30 Days Of Halloween: ‘The Ring’ Still Gives Us Nightmares For At Least ‘Seven Days’

“Before you die, you see the ring…”

Asian horror was a BIG deal in the late 90’s and early 00’s, but none of them reached the cultural zeitgeist-y moment that was hit by The Ring. The story that has been recycled from Hideo Nakata’s popular Japanese thriller Ringu , Gore Verbinski’s The Ring opened 17 years ago today.

The story involves a video that brings certain death. You look at it, the phone rings, and you find out you have ‘seven days’ to live. The mysterious death of her niece makes newspaper reporter Rachel Kellar played by Naomi Watts aware of the legend of the videotape. After tracking down and viewing the tape, she soon discovers that she has been cursed by a little girl named Samara to die in seven days. Rachel, along with her ex-boyfriend Noah played by Martin Henderson and her supernaturally tuned-in young son Aidan played by David Dorfman, begin to investigate the legend; with only seven days of Rachel’s life left.

the ring samara GIF

As a remake goes, The Ring really shines bright. The strength of the film is that it carefully underplays the scares, relying on the ‘less is more’ strategy that made the original film so successful. In the American version, Samara is given a greater backstory and therefore a more human side. She becomes a very tragic figure- a gifted, haunted child who craves her mother’s attention to the point of madness. She is a child who is unable to control her gifts. A particular stand out scene in The Ring is on a ferry where a horse rampages wildly through parked cars. The pacing of the scene is frantic and the look is dark and foreboding. The Ring is simple, stark, and ominous; it’s proof that horror films can be scary even when they are short on blood.

Gore Verbinski directed the entire film in a sterile, almost alien glean that makes you uncomfortable from the get-go, Hans Zimmer provides an eerie, at times heartbreaking, but at other times truly creepy score, and with Naomi Watts in the lead role, the film has a world-class actress who is capable of selling the fear while never stumbling into scream queen territory. This is the actress’ first move since Mulholland Drive and if you are complaining that viewers essentially learn nothing about her character in The Ring except that she’s a newspaper reporter, remember that in Mulholland Drive, we essentially learned nothing except that she was a small-town girl in Hollywood, and by the end of the movie we weren’t even sure we had learned that. While Mulholland Drive evoked juicy emotions and dimensions, The Ring involves us in a puzzle that was intriguing instead of simply tedious.

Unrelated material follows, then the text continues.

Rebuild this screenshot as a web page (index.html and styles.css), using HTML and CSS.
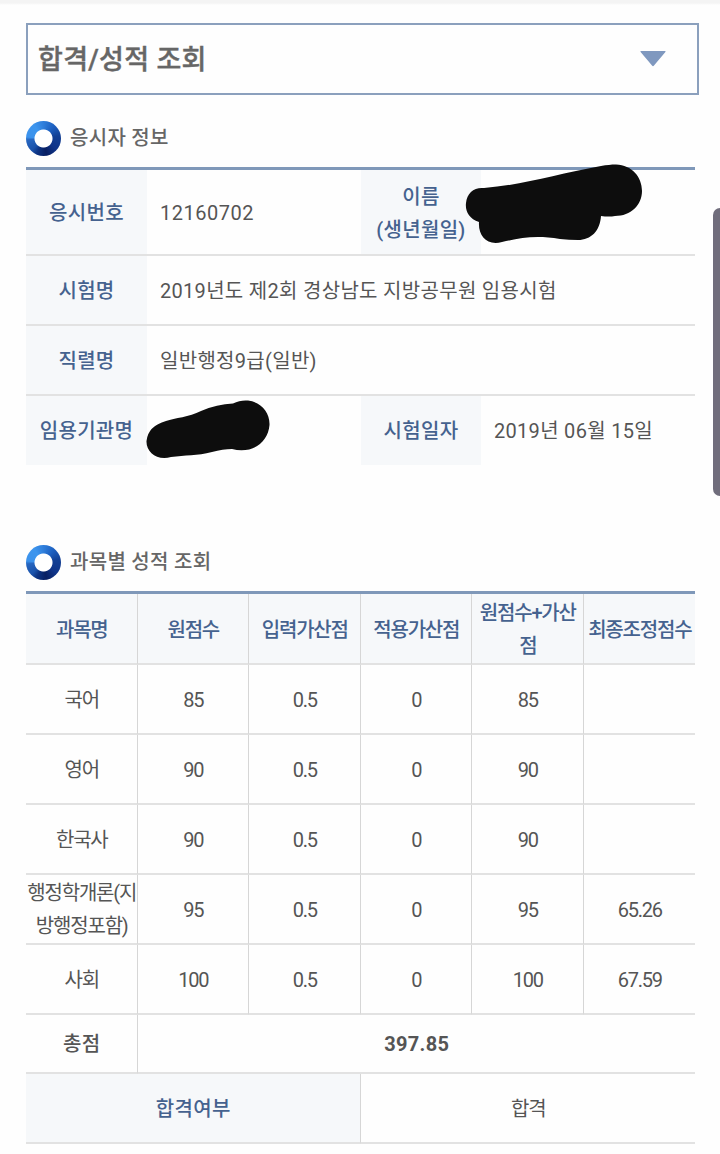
FILE: index.html
```html
<!DOCTYPE html>
<html lang="ko">
<head>
    <meta charset="UTF-8">
    <meta name="viewport" content="width=device-width, initial-scale=1.0">
    <title>합격/성적 조회</title>
    <link rel="stylesheet" href="styles.css">
</head>
<body>
    <div class="topline"></div>
    <div class="menu">
        <span>합격/성적 조회</span>
        <svg class="arrow" width="26" height="16" viewBox="0 0 26 16"><path d="M1 0H25Q26 0 25.4 1L14 14.6Q13 15.8 12 14.6L.6 1Q0 0 1 0Z" fill="#7f98bf"/></svg>
    </div>

    <h2 class="title"><i class="ring"></i>응시자 정보</h2>
    <table class="info">
        <colgroup><col class="c1"><col class="c2"><col class="c3"><col class="c4"></colgroup>
        <tr class="tall">
            <th>응시번호</th>
            <td class="number">12160702</td>
            <th>이름<br>(생년월일)</th>
            <td class="hidden">
                <svg class="mark mark-name" width="178" height="80" viewBox="0 0 178 80"><path d="M19 24C58 21 92 10 136 2C142 1 146 .5 151 .5C167 1 177 13 177 27C177 41 166 52 150 52Q144 53 136 52C135 67 126 76 113 76Q104 76 95 75C70 71 55 74 37 78C22 82 13 72 14 58C4 55 0 47 1 39C2 29 9 23 19 24Z"/></svg>
            </td>
        </tr>
        <tr>
            <th>시험명</th>
            <td colspan="3">2019년도 제2회 경상남도 지방공무원 임용시험</td>
        </tr>
        <tr>
            <th>직렬명</th>
            <td colspan="3">일반행정9급(일반)</td>
        </tr>
        <tr class="last">
            <th>임용기관명</th>
            <td class="hidden">
                <svg class="mark mark-org" width="124" height="60" viewBox="0 0 124 60"><path d="M20 21C29 18 43 17 55 11Q71 4 87 3.5C92 1 97 0 102 .5C115 2 124 12 123.500 25C122 43 106 54 86 49Q77 49 66 52C51 56 39 55 25 57C11 61 0 52 .5 41Q2 26 20 21Z"/></svg>
            </td>
            <th>시험일자</th>
            <td>2019년 06월 15일</td>
        </tr>
    </table>

    <h2 class="title second"><i class="ring"></i>과목별 성적 조회</h2>
    <table class="score">
        <tr class="head">
            <th>과목명</th>
            <th>원점수</th>
            <th>입력가산점</th>
            <th>적용가산점</th>
            <th>원점수+가산점</th>
            <th>최종조정점수</th>
        </tr>
        <tr><td>국어</td><td>85</td><td>0.5</td><td>0</td><td>85</td><td></td></tr>
        <tr><td>영어</td><td>90</td><td>0.5</td><td>0</td><td>90</td><td></td></tr>
        <tr><td>한국사</td><td>90</td><td>0.5</td><td>0</td><td>90</td><td></td></tr>
        <tr><td>행정학개론(지방행정포함)</td><td>95</td><td>0.5</td><td>0</td><td>95</td><td>65.26</td></tr>
        <tr><td>사회</td><td>100</td><td>0.5</td><td>0</td><td>100</td><td>67.59</td></tr>
        <tr class="total"><td>총점</td><td colspan="5">397.85</td></tr>
        <tr class="result"><th colspan="3">합격여부</th><td colspan="3">합격</td></tr>
    </table>

    <div class="scroll"></div>
</body>
</html>
```
FILE: styles.css
```css
* { box-sizing: border-box; }
body { margin: 0; position: relative; height: 1154px; overflow: hidden; background: #fefefe; color: #555; font-family: Roboto, "Noto Sans CJK KR", sans-serif; font-size: 20px; line-height: 33px; letter-spacing: 0.3px; }
.topline { height: 5px; background: linear-gradient(#f4f4f4 60%, #fefefe); }
.menu { display: flex; justify-content: space-between; align-items: center; width: 673px; height: 72px; margin: 18px 0 0 26px; padding: 0 31px 0 10px; border: 2px solid #8ba0bd; color: #666; font-size: 27px; font-weight: 500; -webkit-text-stroke: 0.4px #666; }
.menu span { padding-top: 2px; }
.title { display: flex; align-items: center; gap: 9px; height: 36px; margin: 25px 0 11px 26px; color: #666; font-size: 20px; font-weight: 500; }
.title.second { margin: 79px 0 11px 26px; }
.ring { width: 35px; height: 35px; border-radius: 50%; background: radial-gradient(circle, #fff 8.5px, transparent 9.5px), conic-gradient(#2f7edb 0deg, #1c5fc0 40deg, #123f94 80deg, #0f3489 130deg, #081f62 170deg, #0d3484 205deg, #1b53ab 225deg, #2666c0 265deg, #3b92ec 275deg, #3d95ee 325deg, #2f7edb 360deg); }

table { width: 669px; margin-left: 26px; table-layout: fixed; border-collapse: separate; border-spacing: 0; border-top: 3px solid #7f98b9; }
th, td { padding: 2px 0 0; border-bottom: 2px solid #e2e2e2; }
th { background: #f6f8fa; color: #45628f; font-weight: 500; }

.info tr { height: 70px; }
.info .tall { height: 86px; }
.info .tall th, .info .tall td { padding-top: 3px; }
.info td { padding-left: 13px; }
.info .number { letter-spacing: 0.5px; }
.info .last { height: 69px; }
.info .last th, .info .last td { border-bottom: 0; }
.c1 { width: 121px; }
.c2 { width: 214px; }
.c3 { width: 120px; }
.c4 { width: 214px; }
.hidden { position: relative; }
.mark { position: absolute; fill: #0d0d0d; }
.mark-name { left: -16px; top: -6px; }
.mark-org { left: -1px; top: 4px; }

.score { text-align: center; letter-spacing: -1.2px; }
.score tr { height: 70px; }
.score .head { height: 71px; }
.score .head th { padding-top: 3px; }
.score th, .score td { padding-left: 1px; border-right: 1px solid #d6d6d6; word-break: break-all; }
.score th:last-child, .score td:last-child { border-right: 0; }
.score .total { height: 59px; letter-spacing: 0.3px; }
.score .total td { font-weight: 500; }
.score .total td:last-child { font-weight: 700; }
.score .result th { letter-spacing: 0.3px; }

.scroll { position: absolute; right: 0; top: 208px; width: 7px; height: 288px; border-radius: 8px 0 0 8px; background: #706d7c; }
```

Nothing, however, has brought The Ring as much praise and criticism as its child stars, David Dorfman as Aiden and Daveigh Chase as Samara. Chase is terrifying both in and out of the ‘video’ and has put a benchmark for horror villains; that scene of Samara crawling out of the TV is dark and haunting whose impact is remembered till today. On the other hand, Dorfman is disturbing as a whole and on his own. His character seems to be wiser and more mature than all the adults in the film, a fact that makes his role deeply unsettling when coupled with his small physical size. At one point, Dorfman is putting on a suit in the mirror and the fact that that such a simple mundane act is actually HIGHLY creepy in his hands stands as a testament to the quality of his work in this film.

Creepy and interesting, The Ring is a solid horror movie, particularly if you are a fan of the genre. Oh, and in case you were wondering, the ring referred to in the title is in reference to an image seen on the videotape. It is also the last image you will see seven days later right before you die.